So these Pharisees, evidently have some connections. Somebody heard something from a somebody else who was reliable enough for them to go Jesus and say “Get out of here, Herod is out to kill you.” They are trying to help Jesus, because Herod is not a figure to be trifled with. He has already beheaded John the Baptist, another prophet. He could easily kill Jesus too. The Pharisees are trying to help Jesus make a move in the game, take a step in this jostling frenzy of position, influence, image, money, threat and death that we call the human power game.
Jesus will have none of it. He says “”Go and tell that fox, that vicious, lying predator, that I am performing cures today and tomorrow, and on the third day I finish my work.” Jesus has come to bring the realm of God into our world, to bring God’s healing to people who are ill, to bring God’s goodness to people in bondage, to name evil and cast out demons. Eventually he will bring the presence of God into the most horrible places in the world, to the cross and save us all. He is not going to adjust his work to accommodate the machinations of the human power game.
He does not accommodate his work to the dictates of fear.
Neither do we. Christ comes into our world again and again and again. We as a church show Christ as he comes into the world. We participate in that work. And we will not allow the jostling fury of human influence and position and image and money and threat and death to dictate the terms of our work. We do not need to allow our mission to be curtailed by fear.
Look at what Jesus says next: “Yet today, tomorrow and the next day I must be on my way because it is impossible for a prophet to be killed outside Jerusalem.
Jerusalem, Jerusalem, the city the kills the prophets and stones those who are sent to it!” I wonder what prophets we might have killed, what manifestations of God’s hope we might have stoned to death.
“How often have I longed to gather your children together as a hen gathers her brood under her wings.”
I wonder what prophets we have killed. I wonder what visions of God’s hope and expressions of God’s love we have stoned to death by following the dictates of the power game, the dictates of fear.
This is hard, because sometimes I feel like those well-intentioned Pharisees. I feel like I have to work within the power game: “Quick, get out of here. Herod is trying to kill you.” “Okay, let’s go!”
And there is a difference between constraining our ministry to the dictates of fear, and simply living as a responsible citizen.
Yes, I will fill out my tax forms and pay my taxes. Yes, I will restrain my speed on the interstate. Yes, when I speak to my neighbor because my neighbor is wrong, I will speak respectfully. That’s how we live together. Yes, when I act out and live by the values I get from Jesus as he is presented in Scripture, I will do so making a self-righteous parade out of myself.

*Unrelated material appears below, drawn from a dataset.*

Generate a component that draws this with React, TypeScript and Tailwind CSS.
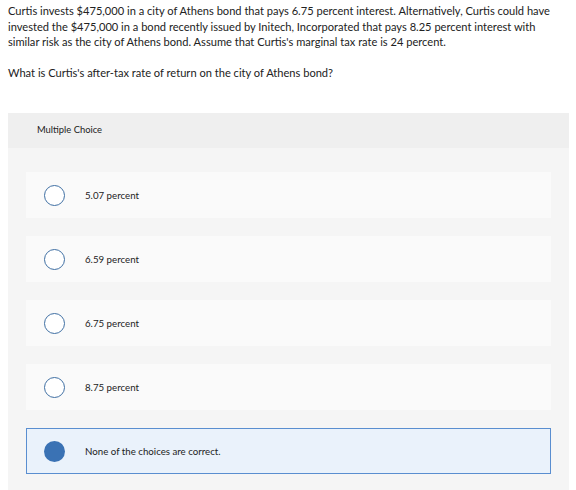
import React from "react";

const options = [
  { label: "5.07 percent", selected: false },
  { label: "6.59 percent", selected: false },
  { label: "6.75 percent", selected: false },
  { label: "8.75 percent", selected: false },
  { label: "None of the choices are correct.", selected: true },
];

export default function App() {
  return (
    <div className="w-[576px] h-[490px] bg-white overflow-hidden" style={{ fontFamily: "Lato, 'Open Sans', sans-serif" }}>
      <div className="pl-2 pt-[3px] text-[11.1px] leading-[15.5px] text-[#222] whitespace-nowrap">
        <p>
          Curtis invests $475,000 in a city of Athens bond that pays 6.75 percent interest. Alternatively, Curtis could have
          <br />
          invested the $475,000 in a bond recently issued by Initech, Incorporated that pays 8.25 percent interest with
          <br />
          similar risk as the city of Athens bond. Assume that Curtis's marginal tax rate is 24 percent.
        </p>
        <p className="mt-[15px]">What is Curtis's after-tax rate of return on the city of Athens bond?</p>
      </div>
      <div className="ml-2 mr-[7px] mt-[33px] bg-[#f5f5f5] h-[400px]">
        <div className="h-[35px] bg-[#efefef] flex items-center pl-[29px] text-[9.4px] text-[#222]">Multiple Choice</div>
        <div className="px-[18px] pt-[24px] flex flex-col gap-[18px]">
          {options.map((o) => (
            <div
              key={o.label}
              className={
                o.selected
                  ? "h-[46px] flex items-center bg-[#eaf2fb] border-[1.5px] border-[#5a8ed0] pl-[17px]"
                  : "h-[46px] flex items-center bg-[#fafafa] pl-[18px]"
              }
            >
              {o.selected ? (
                <div className="w-[21px] h-[21px] rounded-full bg-[#3a72b4]" />
              ) : (
                <div className="w-[21px] h-[21px] rounded-full border-[1.5px] border-[#3f6fa3] bg-white" />
              )}
              <span className="ml-[20px] text-[9.7px] text-[#222]">{o.label}</span>
            </div>
          ))}
        </div>
      </div>
    </div>
  );
}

But I will speak, and I will live, and I will act, even if it makes my neighbor uncomfortable. Even if it makes my neighbor angry.
Look at this image. Jesus wishes, longs, aches to gather us together like a mother hen gathers her brood, protecting us under her wings. Jesus longs to gather us because there are still foxes out there, there are vicious, lying predators who will devour us. They will devour our ability to see Christ coming into the world. They will devour our ability to sense the presence of God at work in our lives, and instead they will give us bondage: bondage to greed, bondage to laziness, bondage to self-centeredness, bondage to resentment, bondage to apathy, bondage to hatred, bondage to fear.
I would submit that the truly safe place is beneath Christ’s mother wings, beneath the cross that is, and not playing this game of accommodation, dancing this dance of frenzy and image and position and threat and death.
The truly safe place is the place from which we say “Blessed.” “Blessed is the one who comes.” We say it every time we have communion. “Blessed is the one who comes in the name of the Lord.” We are talking about Jesus there. We are talking about the ones that Jesus sends.
Here is what we do. We look at Scripture to find out what Jesus looks like. Then we look in the world to see where Jesus is working right now. Then we say “Blessed.” We say “blessed” with our words. We say “blessed” with our actions, we participate with the work of Christ in the world.
You want to see Jesus? You want to have a sense of God’s presence active and real and at work, then be a part of God’s healing. As Jesus did then, so we do along with Jesus now. You want to have hope for the future? Be a part of God’s goodness now, naming evil, casting out demons. As Jesus did then, so we do with Jesus now.
This is our work. This is the place of safety, the place from which we say “Blessed, blessed is the one who comes in the name of the Lord.”